→ **Written problem**
Copy only what lies from the line containing "Convert this screenshot" through the line containing "import React from" in the entries below, keeping both end lines exact and dropping every picture.

→ **Data for processing**
[Begin]
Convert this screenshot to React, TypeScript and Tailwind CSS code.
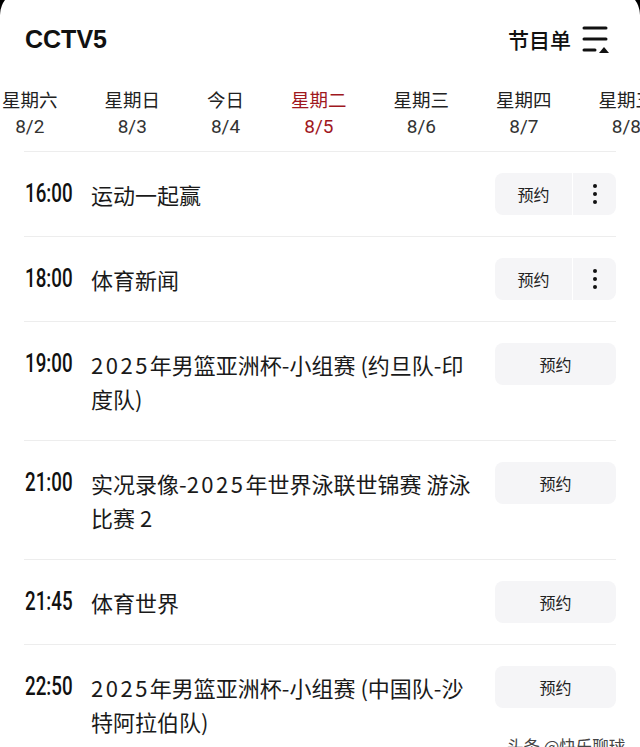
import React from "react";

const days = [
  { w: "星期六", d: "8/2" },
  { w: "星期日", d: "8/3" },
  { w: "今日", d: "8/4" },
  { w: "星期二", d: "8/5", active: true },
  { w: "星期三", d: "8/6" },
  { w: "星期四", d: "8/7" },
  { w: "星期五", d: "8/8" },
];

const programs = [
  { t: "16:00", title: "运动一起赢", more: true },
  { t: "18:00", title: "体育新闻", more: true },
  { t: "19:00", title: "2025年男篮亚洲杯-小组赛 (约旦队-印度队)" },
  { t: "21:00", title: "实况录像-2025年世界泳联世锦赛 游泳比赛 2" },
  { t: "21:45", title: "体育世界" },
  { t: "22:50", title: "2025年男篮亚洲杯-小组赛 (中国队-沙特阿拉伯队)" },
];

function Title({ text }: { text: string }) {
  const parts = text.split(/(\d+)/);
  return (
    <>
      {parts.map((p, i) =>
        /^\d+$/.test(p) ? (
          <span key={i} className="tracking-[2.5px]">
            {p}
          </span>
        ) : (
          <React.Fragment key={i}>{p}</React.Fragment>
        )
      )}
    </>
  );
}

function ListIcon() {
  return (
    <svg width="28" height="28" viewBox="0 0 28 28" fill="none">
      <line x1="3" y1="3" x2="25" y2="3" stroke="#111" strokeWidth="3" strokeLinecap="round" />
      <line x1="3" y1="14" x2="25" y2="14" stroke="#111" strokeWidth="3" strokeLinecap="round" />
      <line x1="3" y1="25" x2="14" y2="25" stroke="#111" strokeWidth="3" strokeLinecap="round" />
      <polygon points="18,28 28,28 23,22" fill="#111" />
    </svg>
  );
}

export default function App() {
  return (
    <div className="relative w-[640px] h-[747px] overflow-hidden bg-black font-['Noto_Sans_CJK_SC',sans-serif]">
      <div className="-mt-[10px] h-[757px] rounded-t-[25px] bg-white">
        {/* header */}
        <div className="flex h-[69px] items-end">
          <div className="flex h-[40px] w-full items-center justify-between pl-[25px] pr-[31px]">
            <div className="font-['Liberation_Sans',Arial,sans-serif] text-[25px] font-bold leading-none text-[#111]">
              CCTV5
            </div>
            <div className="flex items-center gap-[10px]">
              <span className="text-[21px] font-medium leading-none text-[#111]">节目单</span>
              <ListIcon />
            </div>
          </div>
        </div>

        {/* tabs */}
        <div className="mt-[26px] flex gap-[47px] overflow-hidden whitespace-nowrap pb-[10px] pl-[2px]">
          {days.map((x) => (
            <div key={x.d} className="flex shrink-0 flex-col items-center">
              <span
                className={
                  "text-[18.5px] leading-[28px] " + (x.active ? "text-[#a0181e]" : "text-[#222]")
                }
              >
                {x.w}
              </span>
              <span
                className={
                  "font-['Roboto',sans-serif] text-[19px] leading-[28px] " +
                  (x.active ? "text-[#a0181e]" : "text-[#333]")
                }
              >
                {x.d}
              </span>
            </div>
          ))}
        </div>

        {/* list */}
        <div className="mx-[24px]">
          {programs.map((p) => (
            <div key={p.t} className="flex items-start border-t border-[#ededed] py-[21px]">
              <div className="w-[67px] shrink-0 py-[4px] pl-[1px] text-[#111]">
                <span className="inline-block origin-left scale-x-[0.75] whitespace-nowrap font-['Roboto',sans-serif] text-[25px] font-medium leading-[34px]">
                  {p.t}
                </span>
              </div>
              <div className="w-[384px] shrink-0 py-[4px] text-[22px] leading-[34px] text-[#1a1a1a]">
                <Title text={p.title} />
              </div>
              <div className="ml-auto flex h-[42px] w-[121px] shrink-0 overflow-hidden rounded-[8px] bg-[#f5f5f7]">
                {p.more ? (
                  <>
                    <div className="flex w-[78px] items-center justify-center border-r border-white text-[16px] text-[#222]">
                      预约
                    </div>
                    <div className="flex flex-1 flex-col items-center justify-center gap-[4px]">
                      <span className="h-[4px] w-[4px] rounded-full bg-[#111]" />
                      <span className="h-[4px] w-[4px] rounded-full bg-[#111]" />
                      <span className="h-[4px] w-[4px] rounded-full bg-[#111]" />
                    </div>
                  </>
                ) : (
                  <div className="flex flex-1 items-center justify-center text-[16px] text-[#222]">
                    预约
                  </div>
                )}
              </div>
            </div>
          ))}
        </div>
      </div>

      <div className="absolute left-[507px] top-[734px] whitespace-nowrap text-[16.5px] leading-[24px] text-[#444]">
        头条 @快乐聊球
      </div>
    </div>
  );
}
[End]
[Begin]
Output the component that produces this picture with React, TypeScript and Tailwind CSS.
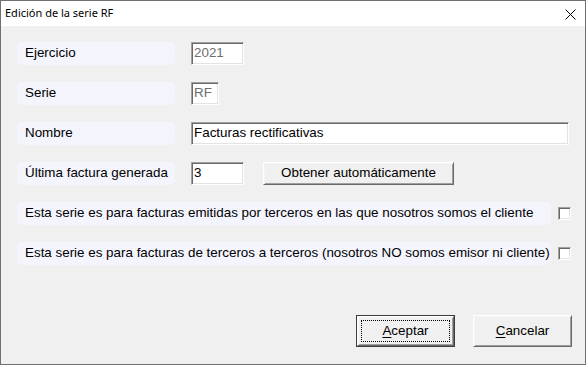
[End]
→ **Written answer**
Convert this screenshot to React, TypeScript and Tailwind CSS code.
import React from "react";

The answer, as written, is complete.